- TASK STATEMENT:
Images are not part of the copy; write out the rest of the data exactly as given.
□ □ □
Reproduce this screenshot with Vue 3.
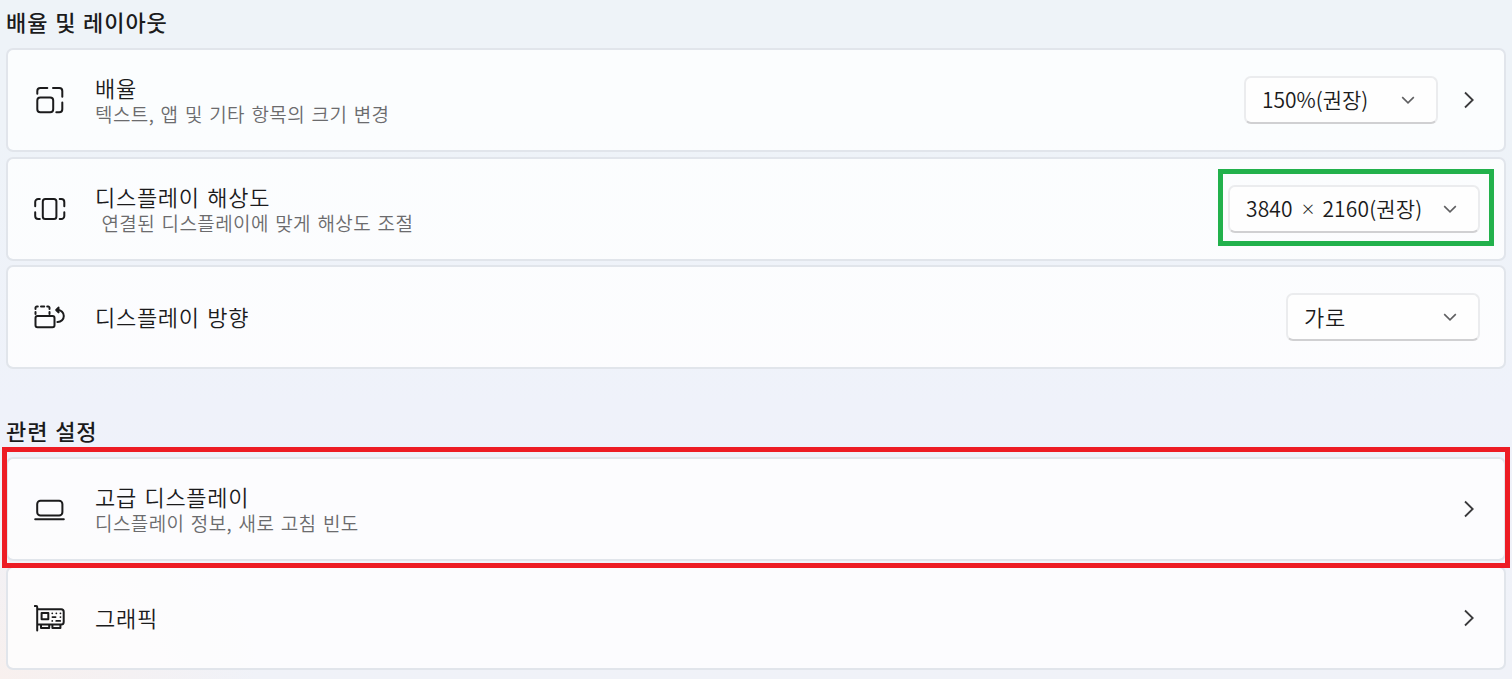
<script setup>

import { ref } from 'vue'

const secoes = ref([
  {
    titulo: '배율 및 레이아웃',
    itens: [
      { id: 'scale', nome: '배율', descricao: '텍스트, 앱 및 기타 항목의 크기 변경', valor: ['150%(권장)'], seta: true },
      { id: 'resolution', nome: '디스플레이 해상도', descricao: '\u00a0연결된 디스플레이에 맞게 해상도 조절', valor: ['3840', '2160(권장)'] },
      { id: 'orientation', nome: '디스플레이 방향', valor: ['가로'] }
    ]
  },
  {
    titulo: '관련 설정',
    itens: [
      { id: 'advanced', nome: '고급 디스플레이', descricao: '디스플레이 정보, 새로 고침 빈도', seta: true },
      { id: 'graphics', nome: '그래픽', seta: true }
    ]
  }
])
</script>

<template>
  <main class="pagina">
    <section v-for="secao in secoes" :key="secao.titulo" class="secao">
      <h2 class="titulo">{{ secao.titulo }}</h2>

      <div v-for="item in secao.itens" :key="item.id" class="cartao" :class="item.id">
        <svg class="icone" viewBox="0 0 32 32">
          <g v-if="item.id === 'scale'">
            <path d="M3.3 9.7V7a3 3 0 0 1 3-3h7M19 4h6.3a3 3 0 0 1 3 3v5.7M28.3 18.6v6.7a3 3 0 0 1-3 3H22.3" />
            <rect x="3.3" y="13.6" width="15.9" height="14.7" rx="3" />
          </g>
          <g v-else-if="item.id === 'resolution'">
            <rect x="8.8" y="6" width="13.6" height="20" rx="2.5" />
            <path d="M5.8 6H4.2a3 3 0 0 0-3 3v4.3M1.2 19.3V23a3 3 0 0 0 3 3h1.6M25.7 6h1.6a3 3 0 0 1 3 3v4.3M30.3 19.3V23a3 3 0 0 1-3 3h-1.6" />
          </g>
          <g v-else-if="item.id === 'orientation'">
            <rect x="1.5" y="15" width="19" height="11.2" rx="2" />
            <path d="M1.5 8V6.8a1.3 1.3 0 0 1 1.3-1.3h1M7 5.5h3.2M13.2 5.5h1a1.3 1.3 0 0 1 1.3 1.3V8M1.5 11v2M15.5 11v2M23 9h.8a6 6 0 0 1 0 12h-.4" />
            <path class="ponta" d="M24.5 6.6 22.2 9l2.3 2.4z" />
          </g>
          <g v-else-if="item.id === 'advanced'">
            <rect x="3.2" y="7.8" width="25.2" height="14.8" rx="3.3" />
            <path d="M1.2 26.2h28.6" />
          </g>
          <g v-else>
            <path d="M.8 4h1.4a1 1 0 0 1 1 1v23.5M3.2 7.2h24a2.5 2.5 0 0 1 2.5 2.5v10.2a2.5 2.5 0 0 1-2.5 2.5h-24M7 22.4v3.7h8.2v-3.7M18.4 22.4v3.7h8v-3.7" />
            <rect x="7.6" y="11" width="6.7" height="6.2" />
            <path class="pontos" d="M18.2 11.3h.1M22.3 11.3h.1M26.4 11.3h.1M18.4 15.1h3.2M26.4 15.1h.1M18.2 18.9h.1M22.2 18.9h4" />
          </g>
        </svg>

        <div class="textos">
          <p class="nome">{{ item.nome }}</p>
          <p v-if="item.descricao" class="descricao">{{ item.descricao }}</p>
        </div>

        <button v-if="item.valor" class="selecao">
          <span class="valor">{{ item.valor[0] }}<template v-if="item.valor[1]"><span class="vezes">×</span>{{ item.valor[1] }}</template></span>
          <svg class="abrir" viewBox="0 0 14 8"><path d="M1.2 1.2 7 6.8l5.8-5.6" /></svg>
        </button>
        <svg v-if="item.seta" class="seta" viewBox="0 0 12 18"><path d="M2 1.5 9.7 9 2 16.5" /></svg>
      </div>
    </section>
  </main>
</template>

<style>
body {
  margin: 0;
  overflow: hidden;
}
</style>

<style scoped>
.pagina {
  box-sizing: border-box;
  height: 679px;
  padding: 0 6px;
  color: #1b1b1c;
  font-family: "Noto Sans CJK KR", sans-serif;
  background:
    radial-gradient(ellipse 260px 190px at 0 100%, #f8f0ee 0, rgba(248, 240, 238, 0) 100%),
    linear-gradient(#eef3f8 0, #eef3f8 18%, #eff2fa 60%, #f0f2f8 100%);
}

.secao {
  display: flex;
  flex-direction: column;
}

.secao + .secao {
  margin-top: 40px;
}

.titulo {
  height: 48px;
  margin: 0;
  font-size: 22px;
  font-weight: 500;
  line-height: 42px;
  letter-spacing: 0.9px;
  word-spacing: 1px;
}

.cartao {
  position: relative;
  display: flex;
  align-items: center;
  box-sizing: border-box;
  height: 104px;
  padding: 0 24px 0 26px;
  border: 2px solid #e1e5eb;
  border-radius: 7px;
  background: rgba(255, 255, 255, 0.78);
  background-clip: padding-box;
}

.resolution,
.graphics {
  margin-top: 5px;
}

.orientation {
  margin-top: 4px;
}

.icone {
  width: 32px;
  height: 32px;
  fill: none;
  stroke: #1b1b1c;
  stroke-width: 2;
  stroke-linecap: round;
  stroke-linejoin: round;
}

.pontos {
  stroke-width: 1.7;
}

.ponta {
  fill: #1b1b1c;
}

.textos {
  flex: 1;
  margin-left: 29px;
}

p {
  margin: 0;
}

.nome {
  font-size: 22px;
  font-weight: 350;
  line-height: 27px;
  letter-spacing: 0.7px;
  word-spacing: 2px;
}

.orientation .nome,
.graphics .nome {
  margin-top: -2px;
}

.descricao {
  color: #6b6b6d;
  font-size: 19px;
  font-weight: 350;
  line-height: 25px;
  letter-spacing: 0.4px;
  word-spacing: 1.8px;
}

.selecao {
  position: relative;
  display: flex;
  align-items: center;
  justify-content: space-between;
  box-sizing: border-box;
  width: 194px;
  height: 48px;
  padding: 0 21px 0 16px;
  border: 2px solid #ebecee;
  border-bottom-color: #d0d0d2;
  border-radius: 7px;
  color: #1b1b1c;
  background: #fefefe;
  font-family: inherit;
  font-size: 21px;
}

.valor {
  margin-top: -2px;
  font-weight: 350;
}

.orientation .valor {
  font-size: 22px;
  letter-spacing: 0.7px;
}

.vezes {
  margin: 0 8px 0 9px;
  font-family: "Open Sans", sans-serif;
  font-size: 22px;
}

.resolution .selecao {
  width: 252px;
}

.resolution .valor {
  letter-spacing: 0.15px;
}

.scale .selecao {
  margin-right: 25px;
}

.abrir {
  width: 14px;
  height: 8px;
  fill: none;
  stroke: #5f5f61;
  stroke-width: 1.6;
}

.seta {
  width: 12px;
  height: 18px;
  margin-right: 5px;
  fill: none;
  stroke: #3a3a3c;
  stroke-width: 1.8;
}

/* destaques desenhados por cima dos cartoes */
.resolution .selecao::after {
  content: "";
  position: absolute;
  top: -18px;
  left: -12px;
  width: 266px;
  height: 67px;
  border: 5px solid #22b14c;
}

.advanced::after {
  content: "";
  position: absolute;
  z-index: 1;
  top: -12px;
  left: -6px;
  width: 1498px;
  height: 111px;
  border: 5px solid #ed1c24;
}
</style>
□ □ □
- COMPLETE OUTPUT:
Reproduce this screenshot with Vue 3.
<script setup>

import { ref } from 'vue'

const secoes = ref([
  {
    titulo: '배율 및 레이아웃',
    itens: [
      { id: 'scale', nome: '배율', descricao: '텍스트, 앱 및 기타 항목의 크기 변경', valor: ['150%(권장)'], seta: true },
      { id: 'resolution', nome: '디스플레이 해상도', descricao: '\u00a0연결된 디스플레이에 맞게 해상도 조절', valor: ['3840', '2160(권장)'] },
      { id: 'orientation', nome: '디스플레이 방향', valor: ['가로'] }
    ]
  },
  {
    titulo: '관련 설정',
    itens: [
      { id: 'advanced', nome: '고급 디스플레이', descricao: '디스플레이 정보, 새로 고침 빈도', seta: true },
      { id: 'graphics', nome: '그래픽', seta: true }
    ]
  }
])
</script>

<template>
  <main class="pagina">
    <section v-for="secao in secoes" :key="secao.titulo" class="secao">
      <h2 class="titulo">{{ secao.titulo }}</h2>

      <div v-for="item in secao.itens" :key="item.id" class="cartao" :class="item.id">
        <svg class="icone" viewBox="0 0 32 32">
          <g v-if="item.id === 'scale'">
            <path d="M3.3 9.7V7a3 3 0 0 1 3-3h7M19 4h6.3a3 3 0 0 1 3 3v5.7M28.3 18.6v6.7a3 3 0 0 1-3 3H22.3" />
            <rect x="3.3" y="13.6" width="15.9" height="14.7" rx="3" />
          </g>
          <g v-else-if="item.id === 'resolution'">
            <rect x="8.8" y="6" width="13.6" height="20" rx="2.5" />
            <path d="M5.8 6H4.2a3 3 0 0 0-3 3v4.3M1.2 19.3V23a3 3 0 0 0 3 3h1.6M25.7 6h1.6a3 3 0 0 1 3 3v4.3M30.3 19.3V23a3 3 0 0 1-3 3h-1.6" />
          </g>
          <g v-else-if="item.id === 'orientation'">
            <rect x="1.5" y="15" width="19" height="11.2" rx="2" />
            <path d="M1.5 8V6.8a1.3 1.3 0 0 1 1.3-1.3h1M7 5.5h3.2M13.2 5.5h1a1.3 1.3 0 0 1 1.3 1.3V8M1.5 11v2M15.5 11v2M23 9h.8a6 6 0 0 1 0 12h-.4" />
            <path class="ponta" d="M24.5 6.6 22.2 9l2.3 2.4z" />
          </g>
          <g v-else-if="item.id === 'advanced'">
            <rect x="3.2" y="7.8" width="25.2" height="14.8" rx="3.3" />
            <path d="M1.2 26.2h28.6" />
          </g>
          <g v-else>
            <path d="M.8 4h1.4a1 1 0 0 1 1 1v23.5M3.2 7.2h24a2.5 2.5 0 0 1 2.5 2.5v10.2a2.5 2.5 0 0 1-2.5 2.5h-24M7 22.4v3.7h8.2v-3.7M18.4 22.4v3.7h8v-3.7" />
            <rect x="7.6" y="11" width="6.7" height="6.2" />
            <path class="pontos" d="M18.2 11.3h.1M22.3 11.3h.1M26.4 11.3h.1M18.4 15.1h3.2M26.4 15.1h.1M18.2 18.9h.1M22.2 18.9h4" />
          </g>
        </svg>

        <div class="textos">
          <p class="nome">{{ item.nome }}</p>
          <p v-if="item.descricao" class="descricao">{{ item.descricao }}</p>
        </div>

        <button v-if="item.valor" class="selecao">
          <span class="valor">{{ item.valor[0] }}<template v-if="item.valor[1]"><span class="vezes">×</span>{{ item.valor[1] }}</template></span>
          <svg class="abrir" viewBox="0 0 14 8"><path d="M1.2 1.2 7 6.8l5.8-5.6" /></svg>
        </button>
        <svg v-if="item.seta" class="seta" viewBox="0 0 12 18"><path d="M2 1.5 9.7 9 2 16.5" /></svg>
      </div>
    </section>
  </main>
</template>

<style>
body {
  margin: 0;
  overflow: hidden;
}
</style>

<style scoped>
.pagina {
  box-sizing: border-box;
  height: 679px;
  padding: 0 6px;
  color: #1b1b1c;
  font-family: "Noto Sans CJK KR", sans-serif;
  background:
    radial-gradient(ellipse 260px 190px at 0 100%, #f8f0ee 0, rgba(248, 240, 238, 0) 100%),
    linear-gradient(#eef3f8 0, #eef3f8 18%, #eff2fa 60%, #f0f2f8 100%);
}

.secao {
  display: flex;
  flex-direction: column;
}

.secao + .secao {
  margin-top: 40px;
}

.titulo {
  height: 48px;
  margin: 0;
  font-size: 22px;
  font-weight: 500;
  line-height: 42px;
  letter-spacing: 0.9px;
  word-spacing: 1px;
}

.cartao {
  position: relative;
  display: flex;
  align-items: center;
  box-sizing: border-box;
  height: 104px;
  padding: 0 24px 0 26px;
  border: 2px solid #e1e5eb;
  border-radius: 7px;
  background: rgba(255, 255, 255, 0.78);
  background-clip: padding-box;
}

.resolution,
.graphics {
  margin-top: 5px;
}

.orientation {
  margin-top: 4px;
}

.icone {
  width: 32px;
  height: 32px;
  fill: none;
  stroke: #1b1b1c;
  stroke-width: 2;
  stroke-linecap: round;
  stroke-linejoin: round;
}

.pontos {
  stroke-width: 1.7;
}

.ponta {
  fill: #1b1b1c;
}

.textos {
  flex: 1;
  margin-left: 29px;
}

p {
  margin: 0;
}

.nome {
  font-size: 22px;
  font-weight: 350;
  line-height: 27px;
  letter-spacing: 0.7px;
  word-spacing: 2px;
}

.orientation .nome,
.graphics .nome {
  margin-top: -2px;
}

.descricao {
  color: #6b6b6d;
  font-size: 19px;
  font-weight: 350;
  line-height: 25px;
  letter-spacing: 0.4px;
  word-spacing: 1.8px;
}

.selecao {
  position: relative;
  display: flex;
  align-items: center;
  justify-content: space-between;
  box-sizing: border-box;
  width: 194px;
  height: 48px;
  padding: 0 21px 0 16px;
  border: 2px solid #ebecee;
  border-bottom-color: #d0d0d2;
  border-radius: 7px;
  color: #1b1b1c;
  background: #fefefe;
  font-family: inherit;
  font-size: 21px;
}

.valor {
  margin-top: -2px;
  font-weight: 350;
}

.orientation .valor {
  font-size: 22px;
  letter-spacing: 0.7px;
}

.vezes {
  margin: 0 8px 0 9px;
  font-family: "Open Sans", sans-serif;
  font-size: 22px;
}

.resolution .selecao {
  width: 252px;
}

.resolution .valor {
  letter-spacing: 0.15px;
}

.scale .selecao {
  margin-right: 25px;
}

.abrir {
  width: 14px;
  height: 8px;
  fill: none;
  stroke: #5f5f61;
  stroke-width: 1.6;
}

.seta {
  width: 12px;
  height: 18px;
  margin-right: 5px;
  fill: none;
  stroke: #3a3a3c;
  stroke-width: 1.8;
}

/* destaques desenhados por cima dos cartoes */
.resolution .selecao::after {
  content: "";
  position: absolute;
  top: -18px;
  left: -12px;
  width: 266px;
  height: 67px;
  border: 5px solid #22b14c;
}

.advanced::after {
  content: "";
  position: absolute;
  z-index: 1;
  top: -12px;
  left: -6px;
  width: 1498px;
  height: 111px;
  border: 5px solid #ed1c24;
}
</style>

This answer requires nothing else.